Rapsis performs on a digital synthesizer that reproduces the texture of the full orchestra, creating a traditional "movie score" sound. He improvises the complete score in real time during the screening.

"Creating a movie score on the fly is kind of a high-wire act, but it can often make for more excitement than if everything is planned out in advance," Rapsis said.

Rapsis encouraged people unfamiliar with silent film to give it a try.

"If you haven't seen a silent film the way it was intended to be shown, then you're missing a unique experience," Rapsis said. "At their best, silent films still do connect with cinema-goers. They retain a tremendous power to cast a spell, engage an audience, tap into elemental emotions, and provoke strong reactions."

Upcoming films in the Town Hall Theatre's silent film series include:

• Sunday, Oct. 26, 2014, 4:30 p.m.: Lon Chaney Halloween Creepfest. 'The Unholy Three' (1925) and 'West of Zanzibar' (1928).
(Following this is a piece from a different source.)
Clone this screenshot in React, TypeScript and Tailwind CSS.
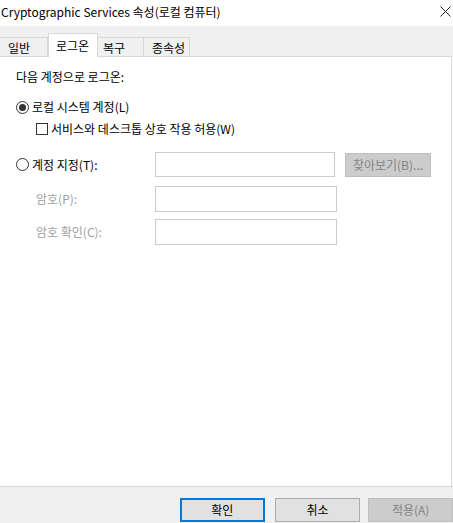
import React from 'react';

const font = { fontFamily: '"Noto Sans CJK KR", "Noto Sans", sans-serif' };

const tabs = [
  { label: '일반', w: 'w-[48px]', pl: 'pl-[8px]' },
  { label: '로그온', w: 'w-[50px]', pl: 'pl-[7px]', active: true },
  { label: '복구', w: 'w-[46px]', pl: 'pl-[5px]' },
  { label: '종속성', w: 'w-[46px]', pl: 'pl-[8px]' },
];

const Radio = ({ checked }: { checked?: boolean }) => (
  <span className="w-[13px] h-[13px] rounded-full border border-[#333] bg-white flex items-center justify-center shrink-0">
    {checked && <span className="w-[7px] h-[7px] rounded-full bg-[#333]" />}
  </span>
);

export default function App() {
  return (
    <div className="w-[453px] h-[523px] bg-white flex flex-col text-[12px] text-black overflow-hidden" style={font}>
      {/* title */}
      <div className="h-[26px] flex items-center justify-between pl-[1px] pr-[2px]">
        <span className="leading-none -mt-[3px]">Cryptographic Services 속성(로컬 컴퓨터)</span>
        <svg width="11" height="11" viewBox="0 0 11 11" className="-mt-[4px]">
          <path d="M0.5 0.5 L10.5 10.5 M10.5 0.5 L0.5 10.5" stroke="#222" strokeWidth="1" />
        </svg>
      </div>

      {/* tabs */}
      <div className="h-[30px] bg-[#f0f0f0] flex items-end">
        {tabs.map(t =>
          t.active ? (
            <div key={t.label} className={`${t.w} ${t.pl} h-[24px] -mb-px relative bg-white border border-b-0 border-[#d9d9d9] flex items-center leading-none`}>
              {t.label}
            </div>
          ) : (
            <div key={t.label} className={`${t.w} ${t.pl} h-[19px] border-t border-r border-[#d9d9d9] flex items-center leading-none pt-[1px]`}>
              {t.label}
            </div>
          )
        )}
      </div>

      {/* content */}
      <div className="flex-1 bg-white border-t border-r border-[#d9d9d9] mr-[1px] pl-[16px] flex flex-col">
        <div className="mt-[12px] h-[16px] flex items-center">다음 계정으로 로그온:</div>

        <div className="mt-[14px] h-[16px] flex items-center gap-[3px]">
          <Radio checked />
          <span>로컬 시스템 계정(L)</span>
        </div>

        <div className="mt-[6px] h-[16px] flex items-center gap-[3px] pl-[20px]">
          <span className="w-[12px] h-[12px] border border-[#333] bg-white shrink-0" />
          <span>서비스와 데스크톱 상호 작용 허용(W)</span>
        </div>

        <div className="mt-[15px] h-[25px] flex items-center">
          <div className="w-[139px] flex items-center gap-[3px]">
            <Radio />
            <span>계정 지정(T):</span>
          </div>
          <div className="w-[180px] h-[25px] border border-[#cccccc] bg-white" />
          <div className="ml-[10px] w-[86px] h-[24px] bg-[#cccccc] border border-[#bfbfbf] text-[#838383] flex items-center justify-center">
            찾아보기(B)...
          </div>
        </div>

        <div className="mt-[9px] h-[26px] flex items-center">
          <span className="w-[139px] pl-[20px] text-[#a0a0a0]">암호(P):</span>
          <div className="w-[182px] h-[26px] border border-[#cccccc] bg-white" />
        </div>

        <div className="mt-[7px] h-[26px] flex items-center">
          <span className="w-[139px] pl-[20px] text-[#a0a0a0]">암호 확인(C):</span>
          <div className="w-[182px] h-[26px] border border-[#cccccc] bg-white" />
        </div>
      </div>

      {/* footer */}
      <div className="h-[37px] bg-[#f0f0f0] border-t border-[#d6d6d6] flex items-start pt-[11px]">
        <div className="ml-[180px] w-[85px] h-[24px] border-2 border-[#0078d7] bg-[#e1e1e1] flex items-center justify-center">확인</div>
        <div className="ml-[10px] w-[86px] h-[24px] border border-[#adadad] bg-[#e1e1e1] flex items-center justify-center">취소</div>
        <div className="ml-[8px] w-[85px] h-[24px] border border-[#bfbfbf] bg-[#cccccc] text-[#838383] flex items-center justify-center">적용(A)</div>
      </div>
    </div>
  );
}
Two really really odd early thrillers about crime, twisted love, and bodily mutilation starring Lon Chaney, the man of 1,000 faces. Just in time for Halloween!

• Sunday, Nov. 30, 2014, 4:30 p.m.: Buster Keaton in 'Seven Chances.' Finish off Thanksgiving weekend with a helping of laughter courtesy Buster Keaton. A pair of classic short comedies, then 'Seven Chances' (1925), a wild feature in which Buster has until sundown to get married or lose a fortune!

• Sunday, Dec. 28, 2014, 4:30 p.m.: Chaplin's Short Best Comedies. This Christmas, receive some laughs! Mark the 100th anniversary of Chaplin's iconic 'Little Tramp' character with a selection of his best short comedies. A great way for the whole family to cap off the holiday weekend.

• Sunday, Jan. 25, 2015, 4:30 p.m.: Silent Sci-Fi: 'Woman in the Moon.' An early sci-fi adventure epic about the first rocket ship to the moon, as imagined in 1929. Made on a grand scale; the rarely-screened final silent feature from German filmmaker Fritz Lang, director 'Metropolis.'

The Town Hall Theatre's 2014-15 season of silent film kicks off with a double feature of railroad melodramas on Sunday, Sept. 28 at 4:30 p.m at the Wilton Town Hall Theatre, 40 Main St., Wilton, N.H. Live music will be provided by Jeff Rapsis. Admission is free, with a donation of $5 per person suggested to help defray expenses.